If, now, we sum up the situation it will appear that the problems for our behavioristic science must fall into three groups: those of (1), given the stimulating agency, determining the behavior-cues, (2), given the behavior-cues, determining the behavior-object, and (3), given the behavior-object, determining the behavior-act. The first of these problems is the well known one of the older physiological psychology of determining the relations between sensory and image qualities and their underlying physiological conditions. The second problem, that of the relation of behavior-object to behavior-cue, is the old one of perception and apperception. Our re-wording of it will not, I think, make it any the less easy of final solution. Finally, the problem of the relation of behavior-act to behavior-object is the extremely important problem of motive. It is the problem of desire, emotion, instinct, habit, determining set. It is a problem which the [p. 52] older analytical formulation tended to obscure and make almost impossible. If our behavioristic formulation has any practical value at all-if, that is, it has any value in addition to that of unifying under a single rubric all the different types of method which psychology employs, then that practical value will be, I believe, in the more successful treatment which it will allow and suggest for this matter of motive, determining set, and the like.

What, finally, are we to say about those difficult, and to the opponents of behaviorism, seemingly insuperable problems of imagery, feeling-tone, language, introspection? An adequate discussion would cover many pages. I can here merely throw out a suggestion or two. In the first place I would suggest that consciousness as such, i.e., conscious behavior as opposed to merely unconscious behavior, it to be thought of simply as the case in which a number of behavior-acts are being made or tending to be made simultaneously. If I am conscious of the chairness of a chair, it is because I tend not only to sit, but to stand up, to kneel, etc., simultaneously. If, in addition, I am conscious of the color and shape of the chair as such, I tend, am set, not merely to behave in these appropriate ways toward chairs but also to discriminate by all other possible behaviors its particular color and shape from all other colors and shapes.

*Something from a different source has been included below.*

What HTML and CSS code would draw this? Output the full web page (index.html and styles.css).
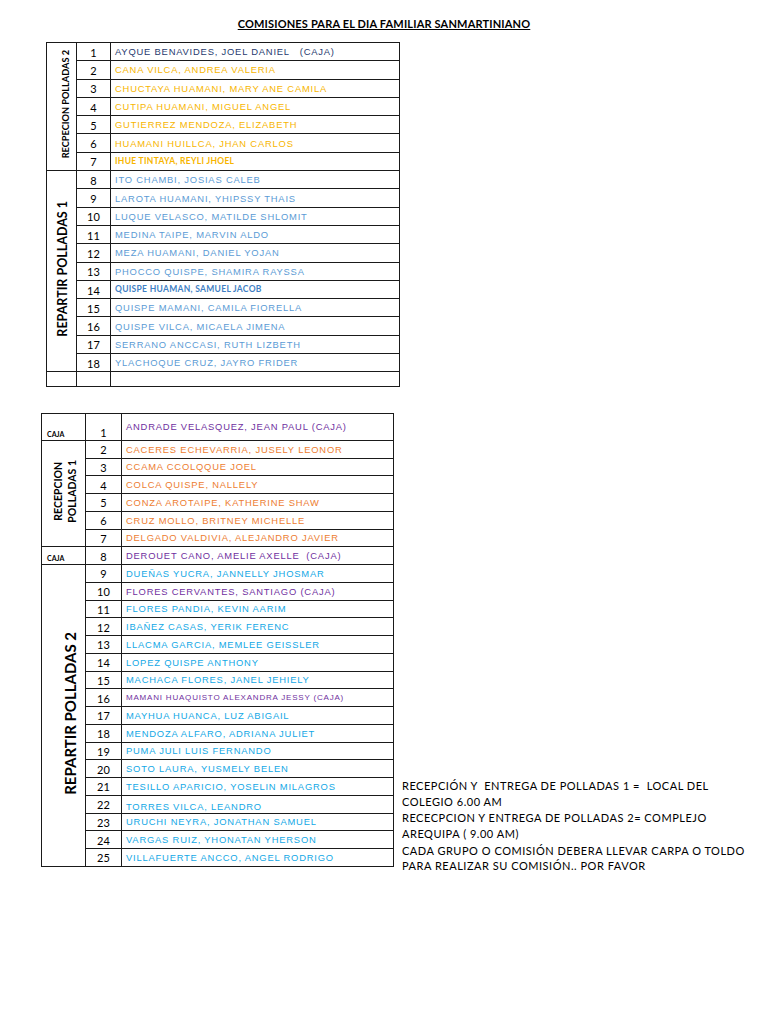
FILE: index.html
```html
<!DOCTYPE html>
<html lang="es">
<head>
<meta charset="utf-8">
<title>Comisiones para el Dia Familiar Sanmartiniano</title>
<link rel="stylesheet" href="styles.css">
</head>
<body>
<div class="page">
  <h1 class="title">COMISIONES PARA EL DIA FAMILIAR SANMARTINIANO</h1>

  <table class="sheet sheet-1">
    <colgroup><col class="c1-group"><col class="c1-num"><col class="c1-name"></colgroup>
    <tr><td rowspan="7" class="grp"><div class="vert v-rec2">RECPECION POLLADAS 2</div></td><td class="num">1</td><td class="name navy">AYQUE BENAVIDES, JOEL DANIEL &nbsp; (CAJA)</td></tr>
    <tr><td class="num">2</td><td class="name gold">CANA VILCA, ANDREA VALERIA</td></tr>
    <tr><td class="num">3</td><td class="name gold">CHUCTAYA HUAMANI, MARY ANE CAMILA</td></tr>
    <tr><td class="num">4</td><td class="name gold">CUTIPA HUAMANI, MIGUEL ANGEL</td></tr>
    <tr><td class="num">5</td><td class="name gold">GUTIERREZ MENDOZA, ELIZABETH</td></tr>
    <tr><td class="num">6</td><td class="name gold">HUAMANI HUILLCA, JHAN CARLOS</td></tr>
    <tr><td class="num">7</td><td class="name gold alt">IHUE TINTAYA, REYLI JHOEL</td></tr>
    <tr><td rowspan="11" class="grp"><div class="vert v-rep1">REPARTIR POLLADAS 1</div></td><td class="num">8</td><td class="name sky">ITO CHAMBI, JOSIAS CALEB</td></tr>
    <tr><td class="num">9</td><td class="name sky">LAROTA HUAMANI, YHIPSSY THAIS</td></tr>
    <tr><td class="num">10</td><td class="name sky">LUQUE VELASCO, MATILDE SHLOMIT</td></tr>
    <tr><td class="num">11</td><td class="name sky">MEDINA TAIPE, MARVIN ALDO</td></tr>
    <tr><td class="num">12</td><td class="name sky">MEZA HUAMANI, DANIEL YOJAN</td></tr>
    <tr><td class="num">13</td><td class="name sky">PHOCCO QUISPE, SHAMIRA RAYSSA</td></tr>
    <tr><td class="num">14</td><td class="name sky-dark alt">QUISPE HUAMAN, SAMUEL JACOB</td></tr>
    <tr><td class="num">15</td><td class="name sky">QUISPE MAMANI, CAMILA FIORELLA</td></tr>
    <tr><td class="num">16</td><td class="name sky">QUISPE VILCA, MICAELA JIMENA</td></tr>
    <tr><td class="num">17</td><td class="name sky">SERRANO ANCCASI, RUTH LIZBETH</td></tr>
    <tr><td class="num">18</td><td class="name sky">YLACHOQUE CRUZ, JAYRO FRIDER</td></tr>
    <tr class="blank"><td></td><td></td><td></td></tr>
  </table>

  <div class="second">
    <table class="sheet sheet-2">
      <colgroup><col class="c2-group"><col class="c2-num"><col class="c2-name"></colgroup>
      <tr class="tall"><td class="caja">CAJA</td><td class="num low">1</td><td class="name purple">ANDRADE VELASQUEZ, JEAN PAUL (CAJA)</td></tr>
      <tr><td rowspan="6" class="grp"><div class="vert v-rec1">RECEPCION<br>POLLADAS 1</div></td><td class="num">2</td><td class="name orange">CACERES ECHEVARRIA, JUSELY LEONOR</td></tr>
      <tr><td class="num">3</td><td class="name orange">CCAMA CCOLQQUE JOEL</td></tr>
      <tr><td class="num">4</td><td class="name orange">COLCA QUISPE, NALLELY</td></tr>
      <tr><td class="num">5</td><td class="name orange">CONZA AROTAIPE, KATHERINE SHAW</td></tr>
      <tr><td class="num">6</td><td class="name orange">CRUZ MOLLO, BRITNEY MICHELLE</td></tr>
      <tr><td class="num">7</td><td class="name orange">DELGADO VALDIVIA, ALEJANDRO JAVIER</td></tr>
      <tr><td class="caja">CAJA</td><td class="num">8</td><td class="name purple">DEROUET CANO, AMELIE AXELLE &nbsp;(CAJA)</td></tr>
      <tr><td rowspan="17" class="grp"><div class="vert v-rep2">REPARTIR POLLADAS 2</div></td><td class="num">9</td><td class="name cyan">DUEÑAS YUCRA, JANNELLY JHOSMAR</td></tr>
      <tr><td class="num">10</td><td class="name purple">FLORES CERVANTES, SANTIAGO (CAJA)</td></tr>
      <tr><td class="num">11</td><td class="name cyan">FLORES PANDIA, KEVIN AARIM</td></tr>
      <tr><td class="num">12</td><td class="name cyan">IBAÑEZ CASAS, YERIK FERENC</td></tr>
      <tr><td class="num">13</td><td class="name cyan">LLACMA GARCIA, MEMLEE GEISSLER</td></tr>
      <tr><td class="num">14</td><td class="name cyan">LOPEZ QUISPE ANTHONY</td></tr>
      <tr><td class="num">15</td><td class="name cyan">MACHACA FLORES, JANEL JEHIELY</td></tr>
      <tr><td class="num">16</td><td class="name purple narrow">MAMANI HUAQUISTO ALEXANDRA JESSY (CAJA)</td></tr>
      <tr><td class="num">17</td><td class="name cyan">MAYHUA HUANCA, LUZ ABIGAIL</td></tr>
      <tr><td class="num">18</td><td class="name cyan">MENDOZA ALFARO, ADRIANA JULIET</td></tr>
      <tr><td class="num">19</td><td class="name cyan">PUMA JULI LUIS FERNANDO</td></tr>
      <tr><td class="num">20</td><td class="name cyan">SOTO LAURA, YUSMELY BELEN</td></tr>
      <tr><td class="num">21</td><td class="name cyan">TESILLO APARICIO, YOSELIN MILAGROS</td></tr>
      <tr><td class="num">22</td><td class="name cyan low">TORRES VILCA, LEANDRO</td></tr>
      <tr><td class="num">23</td><td class="name cyan">URUCHI NEYRA, JONATHAN SAMUEL</td></tr>
      <tr><td class="num">24</td><td class="name cyan">VARGAS RUIZ, YHONATAN YHERSON</td></tr>
      <tr><td class="num">25</td><td class="name cyan">VILLAFUERTE ANCCO, ANGEL RODRIGO</td></tr>
    </table>

    <div class="notes">
      <p>RECEPCIÓN Y &nbsp;ENTREGA DE POLLADAS 1 = &nbsp;LOCAL DEL<br>COLEGIO 6.00 AM</p>
      <p>RECECPCION Y ENTREGA DE POLLADAS 2= COMPLEJO<br>AREQUIPA ( 9.00 AM)</p>
      <p>CADA GRUPO O COMISIÓN DEBERA LLEVAR CARPA O TOLDO<br>PARA REALIZAR SU COMISIÓN.. POR FAVOR</p>
    </div>
  </div>
</div>
</body>
</html>
```

FILE: styles.css
```css
html, body {
  margin: 0;
  padding: 0;
  background: #ffffff;
}

.page {
  width: 768px;
  min-height: 1024px;
  padding-top: 17px;
  box-sizing: border-box;
  font-family: "Liberation Sans", Arial, sans-serif;
  color: #000;
}

.title {
  margin: 0;
  height: 25px;
  text-align: center;
  font-family: Lato, "Liberation Sans", sans-serif;
  font-weight: 700;
  font-size: 11px;
  line-height: 14px;
  text-decoration: underline;
  text-underline-offset: 1px;
  letter-spacing: 0.17px;
}

.sheet {
  border-collapse: collapse;
  table-layout: fixed;
}

.sheet td {
  border: 1px solid #1a1a1a;
  padding: 0;
  overflow: hidden;
  white-space: nowrap;
}

.sheet-1 {
  margin-left: 46px;
  width: 353px;
}
.c1-group { width: 30px; }
.c1-num { width: 34px; }
.c1-name { width: 289px; }
.sheet-1 tr { height: 18.3px; }
.sheet-1 tr.blank { height: 14.5px; }

.second {
  display: flex;
  align-items: flex-start;
  margin-top: 26px;
  margin-left: 41px;
}

.sheet-2 {
  width: 352px;
  flex: none;
}
.c2-group { width: 44px; }
.c2-num { width: 36px; }
.c2-name { width: 272px; }
.sheet-2 tr { height: 17.75px; }
.sheet-2 tr.tall { height: 27px; }

.num {
  text-align: center;
  font-family: Lato, "Liberation Sans", sans-serif;
  font-size: 11px;
  line-height: 12px;
  padding-top: 2px !important;
  vertical-align: middle;
}
.num.low { vertical-align: bottom; padding-bottom: 1px !important; }

.name {
  font-size: 9.4px;
  letter-spacing: 0.8px;
  line-height: 11px;
  padding-left: 4px !important;
  vertical-align: middle;
}
.name.low { vertical-align: bottom; padding-bottom: 1px !important; }

.name.alt {
  font-family: Lato, "Liberation Sans", sans-serif;
  font-weight: 700;
  font-size: 8.5px;
  letter-spacing: 0.3px;
}
.name.narrow {
  font-size: 8px;
  letter-spacing: 0.8px;
}

.navy { color: #1f3a6e; }
.gold { color: #f7b500; }
.sky { color: #5b9bd5; }
.sky-dark { color: #3f7fc4; }
.purple { color: #7030a0; }
.orange { color: #ed7d31; }
.cyan { color: #12a8e6; }

.grp {
  text-align: center;
  vertical-align: middle;
}

.vert {
  writing-mode: vertical-rl;
  transform: rotate(180deg);
  display: inline-block;
  font-family: Lato, "Liberation Sans", sans-serif;
  font-weight: 700;
  white-space: nowrap;
  text-align: center;
}
.v-rec2 { font-size: 9.2px; line-height: 11px; margin-left: 8px; }
.v-rep1 { font-size: 12.5px; line-height: 14px; margin-left: 3px; }
.v-rec1 { font-size: 10.5px; line-height: 14px; margin-left: 2px; }
.v-rep2 { font-size: 15px; line-height: 16px; margin-left: 12px; }

.caja {
  font-family: Lato, "Liberation Sans", sans-serif;
  font-weight: 700;
  font-size: 7px;
  line-height: 9px;
  vertical-align: bottom;
  padding-left: 5px !important;
  padding-bottom: 1px !important;
}

.notes {
  margin-top: 365px;
  margin-left: 8px;
  font-family: Lato, "Liberation Sans", sans-serif;
  font-size: 11px;
  line-height: 15.7px;
  letter-spacing: 0.52px;
}
.notes p {
  margin: 0 0 1px 0;
  white-space: nowrap;
}
```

Images and ideas would be simply a particular case where behavior-object and behavior-cue have different space and time implications from those holding in the case of presented objects and qualities. And feelings and emotions would be treated as combining both behavior-objects and behavior-cues in that they involve both discriminable qualities and specific unvarying types of behavior (for example, approach, avoidance, and the like). Finally, language in general and introspection in particular are simply themselves behavior-acts which in the last analysis indicate to the observer the very same behavior-cues and behavior-objects which might be indicated by the mere gross forms of behavior for which they are substitutes.

In closing this very brief and inadequate sketch it may [p. 53] be remarked that its excuse is to be found in the hope that it may have suggestive and propaganda value, if nothing else. The five points I should wish to emphasize are:

1. There are obvious formal inconsistencies in the subjectivistic formula as such.
2. The possibilities of a new non-physiological behaviorism have already found expression on the part of a number of writers.
3. Such a non-physiological behaviorism seems to be capable of covering not only behaviorism proper but introspectionism as well. For, if there are any such things as private mental 'feels' they are never revealed to us (even in introspection). All that is revealed are potentialities for behavior.
4. As a first step in working out such a non-physiological behaviorism I suggest the concepts of stimulating agency, behavior-cue, behavior-object, and behavior-act. And,
5. The value of the new formation will be in part theoretical, in that it will bring under a single rubric all the apparently different and contradictory methods of actual psychology; but in part, also, practical, in that it will allow for a more ready and adequate treatment of the problems of motive, purpose, determining tendency, and the like, than was made easy by the older subjectivistic formulation.


Footnotes
[1]. Read in part before the Western Psychological Association, Berkeley, Calif., August 5, 1921.

[2]. 'Psychology from the Standpoint of a Behaviorist,' p. 10.

[3]. Op. cit., Chap. VI, 'Hereditary modes of Response: Emotions,' p. 195.

[4]. E.B. Holt, J. of Phil., Psychol., & Sci. Methods, 1915, 12, 366.

[5]. Grace A. de Laguna, PSYCHOL. REV., 1919, 26, 410-411. See also other articles by the same author. 'Dualism in Animal Psychology,' J. of Phil., Psychol. & Sci. Methods, 1918, 15, 617-627; 'Dualism and Animal Psychology, A Rejoinder,' J. of Phil., Psychol. & Sci. Methods, 1919, 16, 296-300, and 'Empirical Correlations of Mental and Bodily Phenomena,' J. of Phil., Psychol. & Sci. Methods, 1918, 20, 533-541.

[6]. 'The Relation between Physiological Psychology and Behavior Psychology, J. of Phil., Psychol. & Scientific Methods, 1919, 16, 626.

[7]. Attention should be drawn to two other very significant attempts to begin a detailed 'working out' of such a behaviorism in addition to Mrs. de Laguana's in the article on 'Emotion and Perception from the Behaviorist Standpoint' already quoted from. These are to be found in a series of articles by J.R. Kantor: 'A Functional Interpretation of Human Instincts,' PSYCHOL. REV., 1920, 27, 50-72; 'Suggestions toward a Scientific Interpretation of Perception,' PSYCHOL. REV., 1920, 27, 197-216; 'An Attempt towards a Naturalistic Description of Emotions,' PSYCHOL. REV., 1921, 28, 19-42, and 120-140; 'A Tentative Analysis of the Primary Data of Psychology,' J. of Phil., 1921, 18, 253-269. And in a series of articles by R.B. Perry, 'A Behavioristic View of Purpose,' J. of Phil., 1921, 15, 85-105: "The Independent Universality of Purpose and Belief," J. of Phil., 1921, 18, 169-180; 'The Cognitive Interest and its Refinements,' J. of Phil., 1921, 18, 365-375. It must be pointed out, however, that whereas both these authors are giving yeoman strokes in the direction of just such a non-physiological behaviorism as the writer is contending for, neither of them seems himself to be wholly self-conscious of this essential difference between such a true behaviorism and a mere physiology.

[8]. Such introspection is itself but one of these behavior-acts.